Odoo is often the right choice when the organization wants flexibility, integrated operations, and a practical path to automation with manageable long-term ownership. An alternative ERP is often the right choice when the business values stronger standardization, deeper vertical specialization, or enterprise governance structures more than platform adaptability. The best decision is usually the one that minimizes future operating friction, not the one with the lowest initial quote.
Realistic business scenarios
Scenario one: a discrete manufacturer with one plant, two warehouses, and fragmented spreadsheets for planning may gain substantial value from Odoo because it can unify inventory, MRP, purchasing, maintenance, and accounting at a relatively controlled cost. Scenario two: a multi-entity industrial manufacturer with complex compliance, intercompany transactions, and specialized plant systems may still consider Odoo, but should compare it carefully against more structured enterprise alternatives.
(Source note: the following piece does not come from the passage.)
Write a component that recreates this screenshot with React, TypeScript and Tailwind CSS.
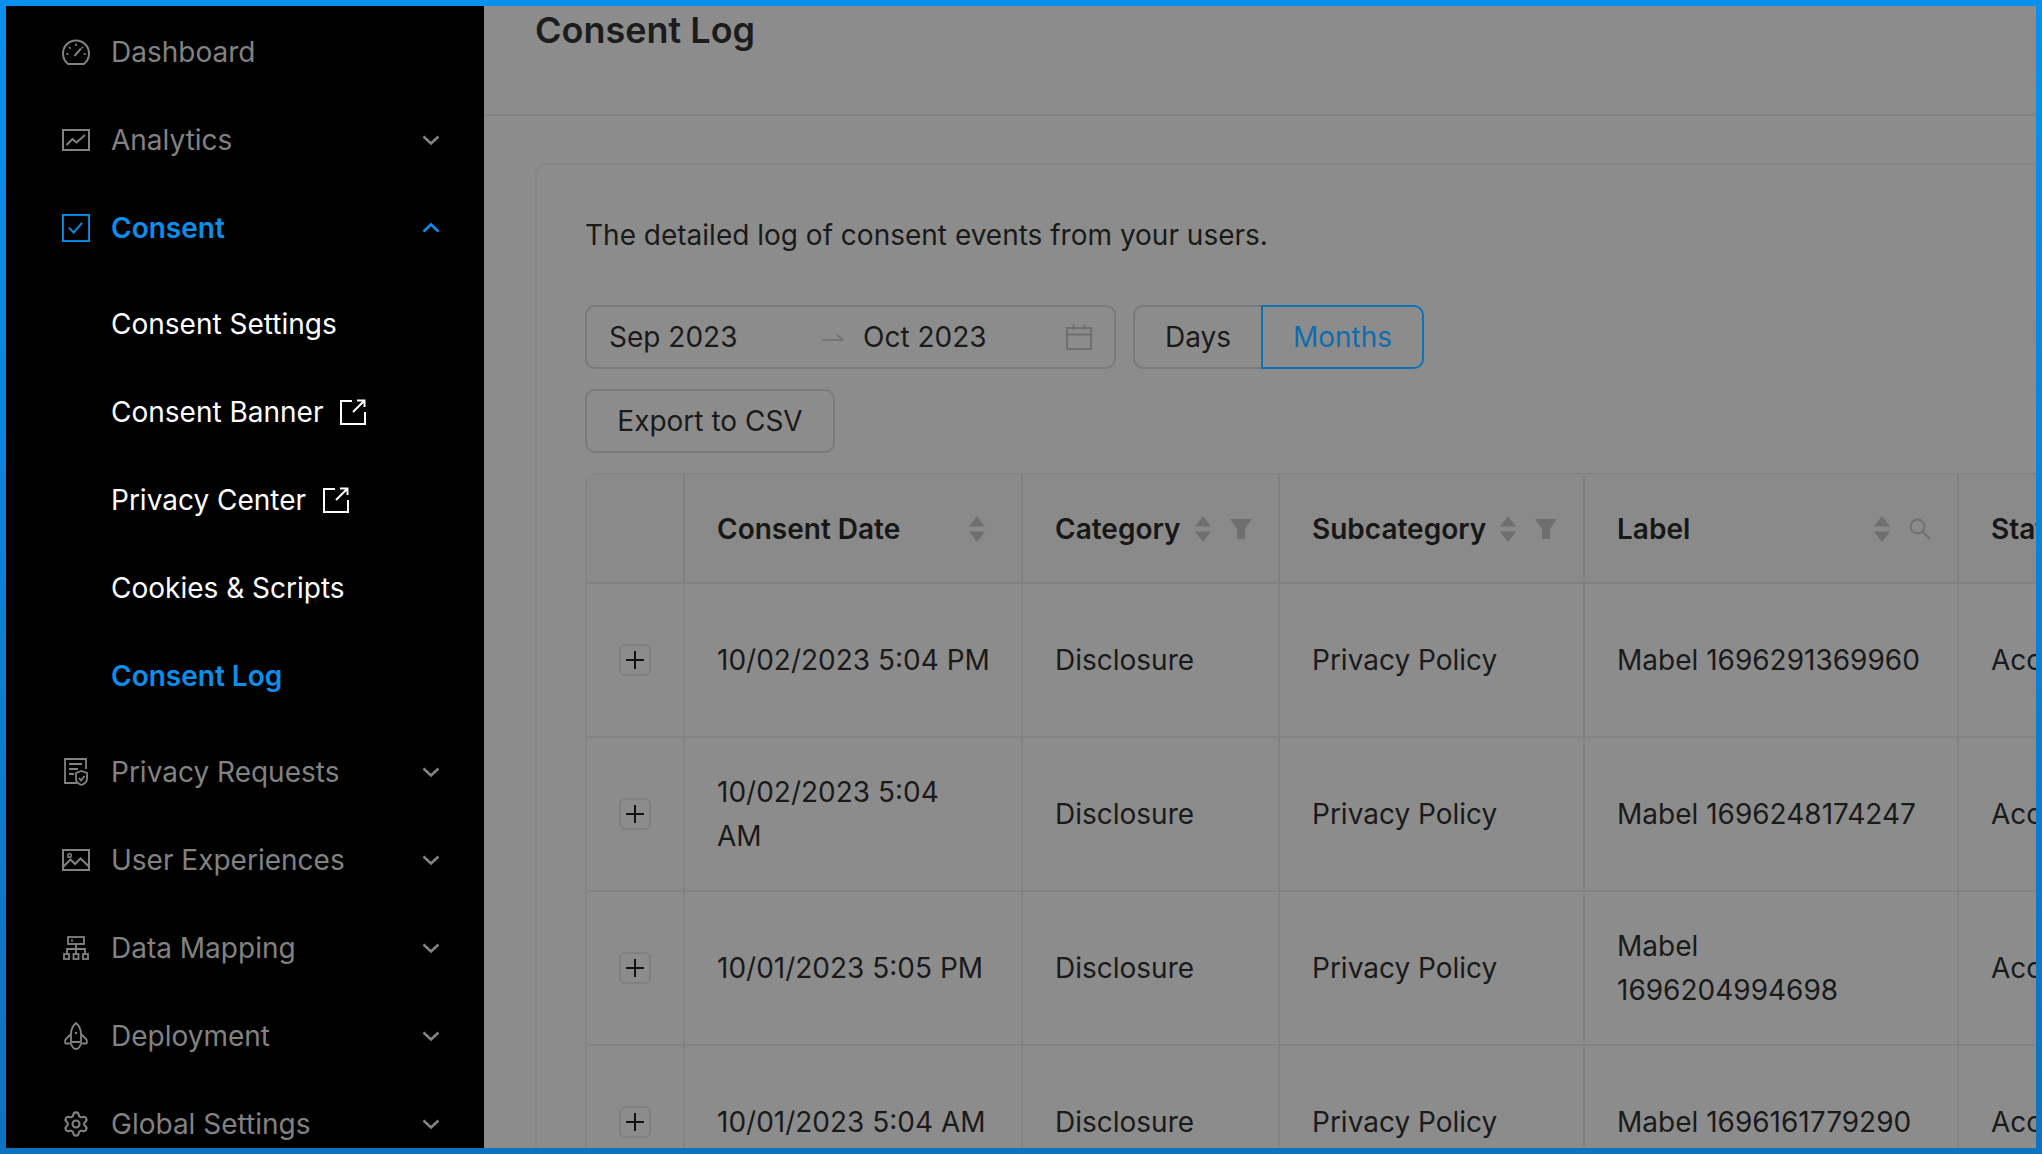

Scenario three: a growing contract manufacturer that needs customer portals, quality workflows, and service integration may find Odoo especially compelling because of its broad functional coverage and modular expansion path.
Final assessment
In a manufacturing ERP pricing vs TCO comparison, Odoo is rarely best understood as simply a lower-cost ERP. Its stronger value proposition is that it can deliver broad operational coverage, flexible automation, and deployment choice with a TCO profile that remains favorable when customization is governed and implementation scope is realistic. For manufacturers that need modernization without excessive platform rigidity, Odoo is often a strong strategic option. For manufacturers that prioritize highly specialized vertical depth or strict enterprise standardization, an alternative ERP may justify its higher cost. The right decision depends on operational complexity, governance maturity, and the organization's long-term upgrade and maintenance strategy.